Available data:
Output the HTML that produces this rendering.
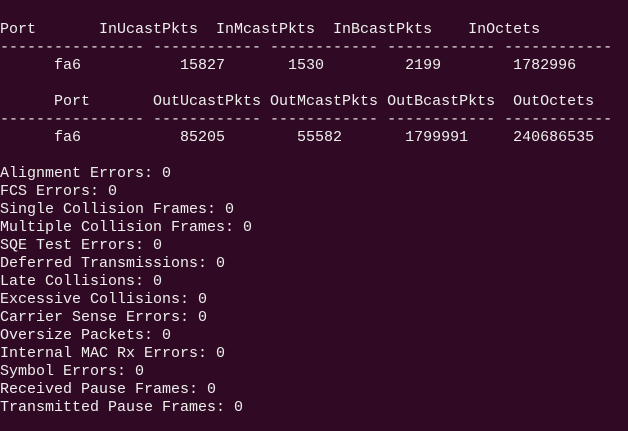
<!DOCTYPE html>
<html><head><meta charset="utf-8"><style>
html,body{margin:0;padding:0;background:#300a24;width:628px;height:431px;overflow:hidden}
pre{margin:0;position:absolute;left:0;top:21px;font-family:"Liberation Mono",monospace;font-size:15px;line-height:18px;color:#eeeeec;white-space:pre}
</style></head><body><pre>Port       InUcastPkts  InMcastPkts  InBcastPkts    InOctets
---------------- ------------ ------------ ------------ ------------
      fa6           15827       1530         2199        1782996

      Port       OutUcastPkts OutMcastPkts OutBcastPkts  OutOctets
---------------- ------------ ------------ ------------ ------------
      fa6           85205        55582       1799991     240686535

Alignment Errors: 0
FCS Errors: 0
Single Collision Frames: 0
Multiple Collision Frames: 0
SQE Test Errors: 0
Deferred Transmissions: 0
Late Collisions: 0
Excessive Collisions: 0
Carrier Sense Errors: 0
Oversize Packets: 0
Internal MAC Rx Errors: 0
Symbol Errors: 0
Received Pause Frames: 0
Transmitted Pause Frames: 0</pre></body></html>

Your task:
Output the data above without changes, apart from leaving out the pictures.

Problem solution:
Output the HTML that produces this rendering.
<!DOCTYPE html>
<html><head><meta charset="utf-8"><style>
html,body{margin:0;padding:0;background:#300a24;width:628px;height:431px;overflow:hidden}
pre{margin:0;position:absolute;left:0;top:21px;font-family:"Liberation Mono",monospace;font-size:15px;line-height:18px;color:#eeeeec;white-space:pre}
</style></head><body><pre>Port       InUcastPkts  InMcastPkts  InBcastPkts    InOctets
---------------- ------------ ------------ ------------ ------------
      fa6           15827       1530         2199        1782996

      Port       OutUcastPkts OutMcastPkts OutBcastPkts  OutOctets
---------------- ------------ ------------ ------------ ------------
      fa6           85205        55582       1799991     240686535

Alignment Errors: 0
FCS Errors: 0
Single Collision Frames: 0
Multiple Collision Frames: 0
SQE Test Errors: 0
Deferred Transmissions: 0
Late Collisions: 0
Excessive Collisions: 0
Carrier Sense Errors: 0
Oversize Packets: 0
Internal MAC Rx Errors: 0
Symbol Errors: 0
Received Pause Frames: 0
Transmitted Pause Frames: 0</pre></body></html>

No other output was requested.